BAT is withdrawing from Russia, the company announced on its website.
“Building on our announcement of 9th March 2022, we have now completed the review of our presence in Russia. The context is highly complex, exceptionally fast-moving and volatile,” the company said in a statement, referring to the Russian military invasion of Ukraine.
“We have concluded that BAT’s ownership of the business in Russia is no longer sustainable in the current environment,” the company wrote.
“Today, we have initiated the process to rapidly transfer our Russian business in full compliance with international and local laws. Beyond continuing to pay our 2,500 employees, we will do our utmost to safeguard their future employment.
“Upon completion, BAT will no longer have a presence in Russia.

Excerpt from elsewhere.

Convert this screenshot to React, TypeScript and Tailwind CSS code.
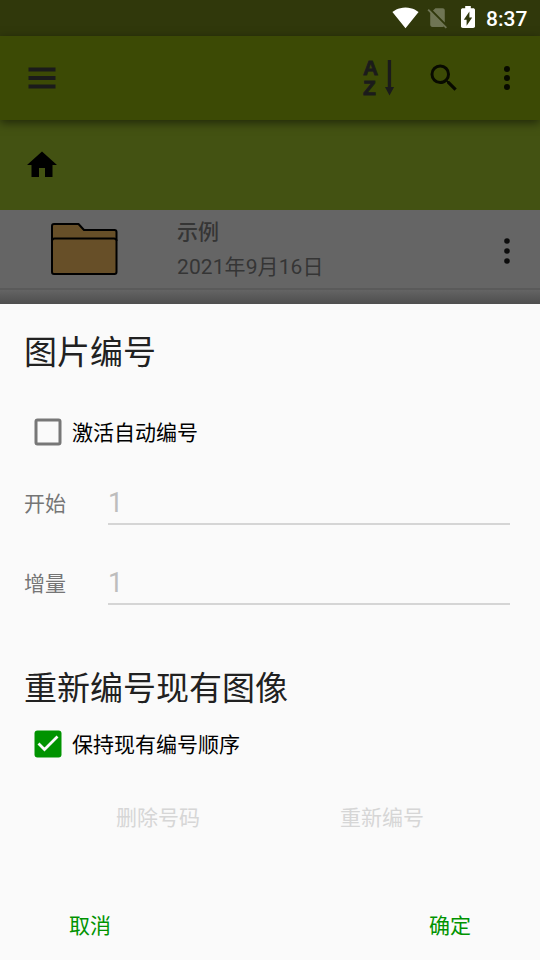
import React, { useState } from "react";

export default function App() {
  return (
    <div className="flex h-[960px] w-[540px] flex-col overflow-hidden bg-[#656565] font-['Roboto','Noto_Sans_CJK_SC',sans-serif]">
      <StatusBar />
      <Toolbar />
      <div className="flex h-[90px] shrink-0 items-center bg-[#435212] pl-6">
        <HomeIcon />
      </div>
      <FolderRow name="示例" date="2021年9月16日" />
      <div className="h-[14px] shrink-0 bg-linear-to-b from-[#646464] to-[#4e4e4e]" />
      <NumberingSheet />
    </div>
  );
}

/* ---------- Page behind the sheet ---------- */

function StatusBar() {
  return (
    <header className="flex h-9 shrink-0 items-start justify-end bg-[#30380b] pr-[12px] text-white">
      <svg className="mt-1 h-[27px] w-[27px]" viewBox="0 0 24 24" fill="currentColor">
        <path d="M12.01 21.49 23.64 7c-.45-.34-4.93-4-11.64-4C5.28 3 .81 6.66.36 7l11.63 14.49.01.01z" />
      </svg>
      <svg className="ml-[6px] mt-[5px] h-[25px] w-[25px] text-[#6f7554]" viewBox="0 0 24 24" fill="currentColor">
        <path d="M18.99 5c0-1.1-.89-2-1.99-2h-7L7.66 5.34 19 16.68zM3.65 3.88 2.38 5.15 5 7.77V19c0 1.1.9 2 2 2h10.01c.35 0 .67-.1.96-.26l1.88 1.88 1.27-1.27z" />
      </svg>
      <svg
        className="ml-[11px] mt-[6px] h-[22px] w-[14px]"
        viewBox="7 2 10 20"
        preserveAspectRatio="none"
        fill="currentColor"
      >
        <path d="M15.67 4H14V2h-4v2H8.33C7.6 4 7 4.6 7 5.33v15.33C7 21.4 7.6 22 8.33 22h7.33c.74 0 1.34-.6 1.34-1.33V5.33C17 4.6 16.4 4 15.67 4zM11 20v-5.5H9L13 7v5.5h2z" />
      </svg>
      <span className="ml-[11px] mt-[6px] w-[42px] text-[21px] font-medium leading-[26px]">8:37</span>
    </header>
  );
}

function Toolbar() {
  return (
    <nav className="relative flex h-[84px] shrink-0 items-center bg-[#3c4a05] pl-7 pr-[15px] shadow-[0_3px_9px_rgba(0,0,0,0.5)]">
      <button aria-label="Menu">
        <svg className="h-[22px] w-7" viewBox="0 0 28 22" fill="#1b1b1b">
          <rect x="0.5" y="0.5" width="27" height="4" />
          <rect x="0.5" y="9" width="27" height="4" />
          <rect x="0.5" y="17.5" width="27" height="4" />
        </svg>
      </button>
      <button aria-label="Sort" className="ml-auto flex h-10 text-[#1b1b1b]">
        <span className="flex w-[22px] flex-col items-start font-['Liberation_Sans',sans-serif] text-[21px] font-bold leading-[20px] [-webkit-text-stroke:0.8px_#1b1b1b]">
          <span>A</span>
          <span>Z</span>
        </span>
        <svg className="mt-[2px] h-9 w-[10px]" viewBox="0 0 10 36" fill="currentColor">
          <path d="M2.800 0h3.300v27h3L4.500 35.500 0 27h2.800z" />
        </svg>
      </button>
      <button aria-label="Search" className="ml-[31px]">
        <svg className="h-9 w-9" viewBox="0 0 24 24" fill="#080a00">
          <path d="M15.5 14h-.79l-.28-.27A6.471 6.471 0 0 0 16 9.5 6.5 6.5 0 1 0 9.5 16c1.61 0 3.09-.59 4.23-1.57l.27.28v.79l5 4.99L20.49 19zm-6 0C7.01 14 5 11.99 5 9.5S7.01 5 9.5 5 14 7.01 14 9.5 11.99 14 9.5 14z" />
        </svg>
      </button>
      <button aria-label="More" className="ml-[27px]">
        <svg className="h-9 w-9" viewBox="0 0 36 36" fill="#080a00">
          <circle cx="18" cy="9" r="3" />
          <circle cx="18" cy="18" r="3" />
          <circle cx="18" cy="27" r="3" />
        </svg>
      </button>
    </nav>
  );
}

function HomeIcon() {
  return (
    <svg className="h-9 w-9" viewBox="0 0 24 24" fill="black">
      <path d="M10 20v-6h4v6h5v-8h3L12 3 2 12h3v8z" />
    </svg>
  );
}

function FolderRow({ name, date }: { name: string; date: string }) {
  return (
    <div className="flex h-20 shrink-0 items-start border-b-2 border-[#5a5a5a] pl-[50px] pr-[15px] text-[21px] text-[#353535]">
      <svg className="mt-3 h-[54px] w-[68px]" viewBox="0 0 68 54" fill="#674f28" stroke="black" strokeWidth="2" strokeLinejoin="round">
        <path d="M2 50V4q0-2 2-2H28.500L34 8H64.500q2 0 2 2V50q0 2-2 2H4Q2 52 2 50z" />
        <path d="M2 19q0-2.500 2.500-2.500H64q2.500 0 2.500 2.500" />
      </svg>
      <div className="ml-[59px] mt-[5px]">
        <div className="h-[35px] font-medium leading-[35px]">{name}</div>
        <div className="h-[35px] leading-[35px] tracking-[0.1px]">{date}</div>
      </div>
      <svg className="ml-auto mt-[23px] h-9 w-9" viewBox="0 0 36 36" fill="#0c0c0c">
        <circle cx="18" cy="8" r="2.800" />
        <circle cx="18" cy="18" r="2.800" />
        <circle cx="18" cy="28" r="2.800" />
      </svg>
    </div>
  );
}

/* ---------- Bottom sheet ---------- */

function NumberingSheet() {
  const [auto, setAuto] = useState(false);
  const [keepOrder, setKeepOrder] = useState(true);

  return (
    <section className="h-[656px] shrink-0 bg-[#fafafa] text-[21px]" role="dialog">
      <h2 className="px-6 pt-[25px] text-[33px] leading-[48px] text-[#212121]">图片编号</h2>
      <div className="mt-[37px]">
        <Checkbox label="激活自动编号" checked={auto} onToggle={() => setAuto(!auto)} />
      </div>
      <div className="mt-[29px]">
        <NumberField label="开始" value="1" />
      </div>
      <div className="mt-[34px]">
        <NumberField label="增量" value="1" />
      </div>
      <h2 className="mt-[60px] px-6 text-[33px] leading-[48px] text-[#212121]">重新编号现有图像</h2>
      <div className="mt-[13px]">
        <Checkbox label="保持现有编号顺序" checked={keepOrder} onToggle={() => setKeepOrder(!keepOrder)} />
      </div>
      <div className="mt-[38px] flex pl-[46px] leading-9 text-[#d6d6d6]">
        <button className="w-[224px]" disabled>删除号码</button>
        <button className="w-[224px]" disabled>重新编号</button>
      </div>
      <div className="mt-[72px] flex justify-between leading-9 text-[#009300]">
        <button className="w-[180px]">取消</button>
        <button className="w-[180px]">确定</button>
      </div>
    </section>
  );
}

function Checkbox({ label, checked, onToggle }: { label: string; checked: boolean; onToggle: () => void }) {
  return (
    <button
      role="checkbox"
      aria-checked={checked}
      onClick={onToggle}
      className="flex h-9 items-center gap-[10px] pl-[34px] text-black"
    >
      <svg className="h-7 w-7" viewBox="0 0 28 28" fill="none">
        {checked ? (
          <>
            <rect x="0.5" y="0.5" width="27" height="27" rx="3" fill="#009300" />
            <path d="M4.500 13.500l6 6L23.500 6.500" stroke="#fafafa" strokeWidth="2.800" />
          </>
        ) : (
          <rect x="2" y="2" width="24" height="24" rx="1.500" stroke="#777" strokeWidth="3" />
        )}
      </svg>
      <span className="pt-[2px] leading-9">{label}</span>
    </button>
  );
}

function NumberField({ label, value }: { label: string; value: string }) {
  return (
    <div className="flex h-[46px] pl-6 pr-[30px]">
      <span className="w-[84px] pt-[7px] leading-9 text-[#757575]">{label}</span>
      <div className="h-[46px] flex-1 border-b-2 border-[#d5d5d5] pt-[6px] text-[27px] leading-9 text-[#bdbdbd]">{value}</div>
    </div>
  );
}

“Following our decision today, and in light of the continuing uncertainty related to Ukraine and Russia and the possible indirect impact on the rest of the group, we consider it prudent to revise our guidance for full-year 2022. We now expect constant currency group revenue growth of 2 percent to 4 percent and mid-single figure constant currency adjusted diluted EPS [earnings per share] growth. In 2021, Ukraine and Russia accounted for 3 percent of group revenue and a slightly lower proportion of adjusted profit from operations.”

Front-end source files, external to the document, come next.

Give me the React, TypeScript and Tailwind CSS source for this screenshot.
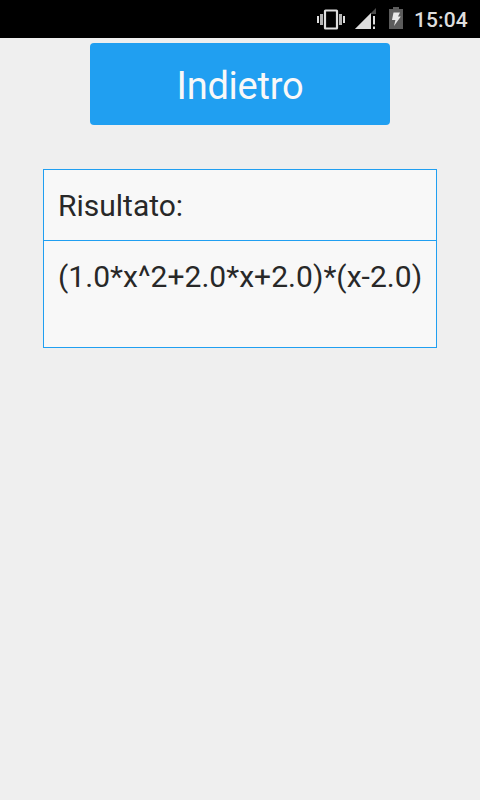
function VibrateIcon() {
  return (
    <svg width="28" height="22" viewBox="0 0 28 22" shapeRendering="crispEdges">
      <g fill="#dedede">
        <rect x="0" y="7" width="2" height="7" />
        <rect x="3" y="5" width="3" height="11" fill="#b4b4b4" />
        <rect x="22" y="5" width="3" height="11" fill="#b4b4b4" />
        <rect x="26" y="7" width="2" height="7" />
      </g>
      <rect x="8" y="1.5" width="12" height="18" rx="0.5" fill="none" stroke="#dedede" strokeWidth="2.2" shapeRendering="auto" />
    </svg>
  )
}

function SignalIcon() {
  return (
    <svg width="21" height="22" viewBox="0 0 21 22">
      <path d="M21 0v21H0z" fill="#4d4d4d" />
      <path d="M16 5v16H0z" fill="#dedede" />
      <rect x="16" y="6" width="5" height="16" fill="#000" />
      <rect x="18" y="8" width="2" height="8.5" fill="#dedede" />
      <rect x="18" y="18.5" width="2" height="2.5" fill="#dedede" />
    </svg>
  )
}

function BatteryIcon() {
  return (
    <svg width="14" height="22" viewBox="0 0 14 22">
      <path d="M4 0h6v2h4v20H0V2h4z" fill="#5c5c5c" />
      <path d="M4.5 5.5h6.5L9 9.5h2.8L5 19l1.4-6H3z" fill="#e6e6e6" />
    </svg>
  )
}

function StatusBar() {
  return (
    <header className="flex h-[38px] items-start bg-black pl-[317px]">
      <div className="pt-[9px]">
        <VibrateIcon />
      </div>
      <div className="pt-2 pl-2.5">
        <SignalIcon />
      </div>
      <div className="pt-[7px] pl-[13px]">
        <BatteryIcon />
      </div>
      <span className="pt-2 pl-[11px] text-[21px] leading-6 font-medium tracking-[0.1px] text-[#dedede]">15:04</span>
    </header>
  )
}

export default function App() {
  return (
    <div className="flex h-[800px] w-[480px] flex-col bg-[#efefef] font-['Roboto',sans-serif]">
      <StatusBar />
      <main className="flex flex-col items-center pt-[5px]">
        <button className="h-[82px] w-[300px] rounded bg-[#209ff1] pt-1 text-[38px] leading-none tracking-[-0.25px] text-[#f8f8f8]">
          Indietro
        </button>
        <section className="mt-11 h-[179px] w-[394px] border border-[#209ff1] bg-[#f8f8f8] text-[30px] leading-9 text-[#282828]">
          <div className="h-[71px] border-b border-[#209ff1] pt-[18px] pl-3.5">Risultato:</div>
          <div className="pt-[18px] pl-3.5 tracking-[0.04px] whitespace-nowrap">(1.0*x^2+2.0*x+2.0)*(x-2.0)</div>
        </section>
      </main>
    </div>
  )
}
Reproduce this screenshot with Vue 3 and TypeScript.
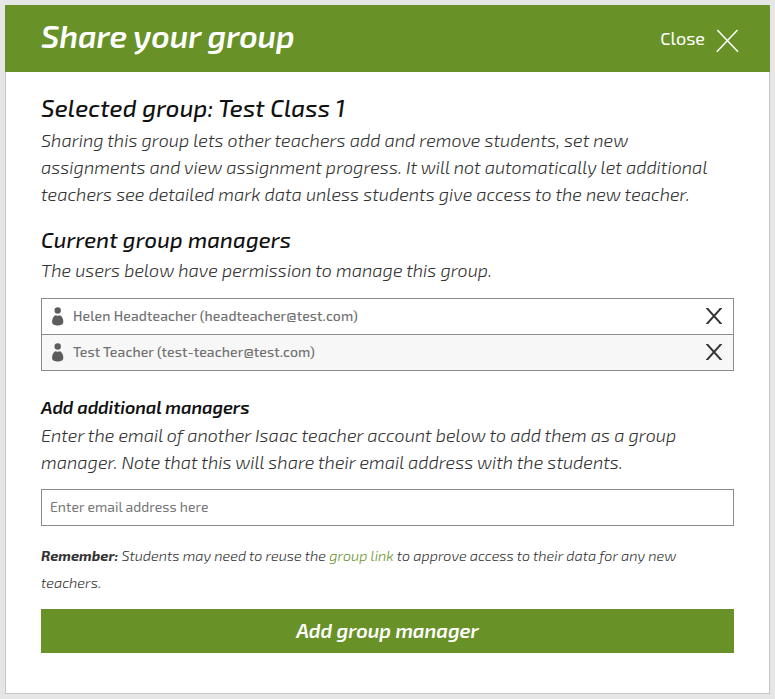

BAT faced heavy criticism for an earlier decision to continue operating in Russia. “If you are a member of the board of British American Tobacco, courting popularity was probably never a top personal priority. Even so, the people overseeing a large and widely held FTSE-100 company might still feel obliged to explain why, amid the broad boycott of Russia by multinationals, they think its fine to carry on business in the country roughly as normal,” wrote Nils Pratley in The Guardian.
Earlier, Philip Morris International, Japan Tobacco International and Imperial Brands announced the suspension of their operations in Russia.